Competition has skyrocketed over the years. "People see what we are doing and think they can do this," he says, noting at least five acquaintances who have opened boiling places after watching the Lamms’ success. "They haven’t affected us though. They aren’t grading their crawfish. They aren’t on site watching over every aspect.

"We focus on the best-tasting and best-quality crawfish. We’ve been doing this 14 years now, and our customers know what they are getting with us," Brant says.

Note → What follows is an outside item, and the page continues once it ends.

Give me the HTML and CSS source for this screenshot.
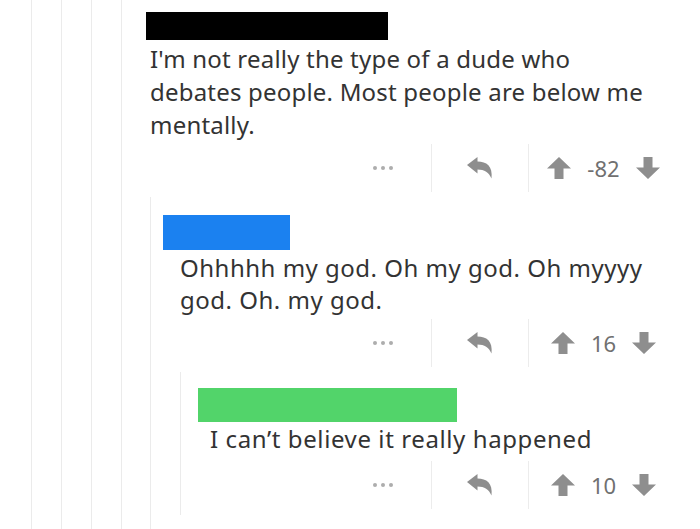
FILE: index.html
```html
<!DOCTYPE html>
<html>
<head>
<meta charset="utf-8">
<link rel="stylesheet" href="styles.css">
</head>
<body>
<div class="page">
  <div class="rail rail-first">
    <div class="rail">
      <div class="rail">
        <div class="rail">
          <article class="comment c1">
            <div class="name name-black"></div>
            <p class="body">I'm not really the type of a dude who debates people. Most people are below me mentally.</p>
            <div class="actions">
              <div class="cell dots"><span></span><span></span><span></span></div>
              <div class="cell reply">
                <svg width="26" height="22" viewBox="0 0 26 22"><path d="M0 8 L10.5 0 V4.5 C19.5 4.5 26 9 24.5 21.5 C22 15.5 17.5 12.5 10.5 12.5 V16.5 Z" fill="#8e8e8e"/></svg>
              </div>
              <div class="cell votes">
                <svg width="24" height="22" viewBox="0 0 24 22"><path d="M12 0 L24 11.5 H16.5 V22 H7.5 V11.5 H0 Z" fill="#8e8e8e"/></svg>
                <span class="score">-82</span>
                <svg width="24" height="22" viewBox="0 0 24 22"><path d="M12 22 L24 10.5 H16.5 V0 H7.5 V10.5 H0 Z" fill="#8e8e8e"/></svg>
              </div>
            </div>
            <div class="children">
              <article class="comment c2">
                <div class="name name-blue"></div>
                <p class="body">Ohhhhh my god. Oh my god. Oh myyyy god. Oh. my god.</p>
                <div class="actions">
                  <div class="cell dots"><span></span><span></span><span></span></div>
                  <div class="cell reply">
                    <svg width="26" height="22" viewBox="0 0 26 22"><path d="M0 8 L10.5 0 V4.5 C19.5 4.5 26 9 24.5 21.5 C22 15.5 17.5 12.5 10.5 12.5 V16.5 Z" fill="#8e8e8e"/></svg>
                  </div>
                  <div class="cell votes">
                    <svg width="24" height="22" viewBox="0 0 24 22"><path d="M12 0 L24 11.5 H16.5 V22 H7.5 V11.5 H0 Z" fill="#8e8e8e"/></svg>
                    <span class="score">16</span>
                    <svg width="24" height="22" viewBox="0 0 24 22"><path d="M12 22 L24 10.5 H16.5 V0 H7.5 V10.5 H0 Z" fill="#8e8e8e"/></svg>
                  </div>
                </div>
                <div class="children">
                  <article class="comment c3">
                    <div class="name name-green"></div>
                    <p class="body">I can’t believe it really happened</p>
                    <div class="actions">
                      <div class="cell dots"><span></span><span></span><span></span></div>
                      <div class="cell reply">
                        <svg width="26" height="22" viewBox="0 0 26 22"><path d="M0 8 L10.5 0 V4.5 C19.5 4.5 26 9 24.5 21.5 C22 15.5 17.5 12.5 10.5 12.5 V16.5 Z" fill="#8e8e8e"/></svg>
                      </div>
                      <div class="cell votes">
                        <svg width="24" height="22" viewBox="0 0 24 22"><path d="M12 0 L24 11.5 H16.5 V22 H7.5 V11.5 H0 Z" fill="#8e8e8e"/></svg>
                        <span class="score">10</span>
                        <svg width="24" height="22" viewBox="0 0 24 22"><path d="M12 22 L24 10.5 H16.5 V0 H7.5 V10.5 H0 Z" fill="#8e8e8e"/></svg>
                      </div>
                    </div>
                  </article>
                </div>
              </article>
            </div>
          </article>
        </div>
      </div>
    </div>
  </div>
</div>
</body>
</html>
```

FILE: styles.css
```css
html, body {
  margin: 0;
  padding: 0;
  background: #ffffff;
}
body {
  font-family: "Noto Sans", "Open Sans", sans-serif;
  color: #333333;
  overflow: hidden;
}
.page {
  height: 529px;
  padding-right: 22px;
  box-sizing: border-box;
  display: flex;
  flex-direction: column;
}
.rail {
  margin-left: 29px;
  border-left: 1px solid #ebebeb;
  flex: 1;
  display: flex;
  flex-direction: column;
}
.rail-first {
  margin-left: 31px;
}
.comment {
  display: flex;
  flex-direction: column;
}
.c1 {
  padding-left: 28px;
  padding-top: 12px;
  flex: 1;
}
.c1 > .children {
  flex: 1;
}
.name {
  height: 28px;
}
.name-black {
  background: #000000;
  width: 242px;
  margin-left: -4px;
}
.body {
  margin: 0;
  font-size: 24px;
  line-height: 33px;
}
.c1 .body {
  margin-top: 2px;
  margin-right: 28px;
  letter-spacing: 0.2px;
}
.actions {
  display: flex;
  justify-content: flex-end;
  height: 48px;
  margin-top: 3px;
}
.cell {
  display: flex;
  align-items: center;
  justify-content: center;
}
.dots {
  width: 97px;
  gap: 4px;
}
.dots span {
  width: 4px;
  height: 4px;
  border-radius: 50%;
  background: #adadad;
}
.reply {
  width: 96px;
  border-left: 1px solid #ececec;
}
.votes {
  width: 149px;
  border-left: 1px solid #ececec;
  gap: 16px;
}
.score {
  font-size: 22px;
  color: #707070;
}
.children {
  border-left: 1px solid #ebebeb;
  margin-top: 5px;
}
.c2 {
  padding-left: 29px;
  padding-top: 18px;
}
.name-blue {
  background: #1b81f0;
  width: 127px;
  height: 35px;
  margin-left: -17px;
}
.c2 .body {
  line-height: 32px;
  letter-spacing: 0.5px;
}
.c2 > .actions {
  margin-top: 3px;
}
.c3 {
  padding-left: 29px;
  padding-top: 16px;
  padding-bottom: 6px;
}
.name-green {
  background: #52d46a;
  width: 259px;
  height: 34px;
  margin-left: -12px;
}
.c3 .body {
  line-height: 32px;
  margin-top: 1px;
  letter-spacing: 0.6px;
}
.c3 > .actions {
  margin-top: 6px;
}
```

For more information about the Crawfish Time restaurants, phone (337) 236-6129.

– Sue Durio

Know Before You Buy

Crawfish Cooking Like the Pros

Tips for your next backyard boil

  • Take care. Keep your live crawfish cool and damp until you’re ready to begin cooking.
  • Don’t smother. Many people mistakenly smother live crawfish in salt water. Plain water is all you need to clean them for no more than 30 minutes.
  • Stay fresh. Whenever possible, pick up your crawfish from the supplier no more than an hour before cooking them.
  • Don’t overcook. When your water is at a full boil, add the crawfish. Once the water returns to a boil, or the crawfish are floating, scoop them out into a clean ice chest or tub.
  • Season last. Contrary to generally accepted practice, the Lamms do not season the water. Instead, do what they do: Wearing elbow-length plastic gloves, thoroughly mix two 16-ounce cups of seasoning per one 40-pound bag of cooked crawfish. Let the crawfish sit in the ice chest for about 10 minutes to continue absorbing the flavor. C’est si bon! Board

Fast Facts About a Hot Crop

  • Louisiana is home to more than 30 species of crawfish.
  • Crawfish farming is the largest aquaculture industry in the U.S.
  • Louisiana leads the nation in crawfish production, producing more than 90 percent of the domestic crop.
  • More than 1,600 farmers produce crawfish in some 111,000 acres of ponds.
  • The economic impact on the Louisiana economy exceeds $120 million annually.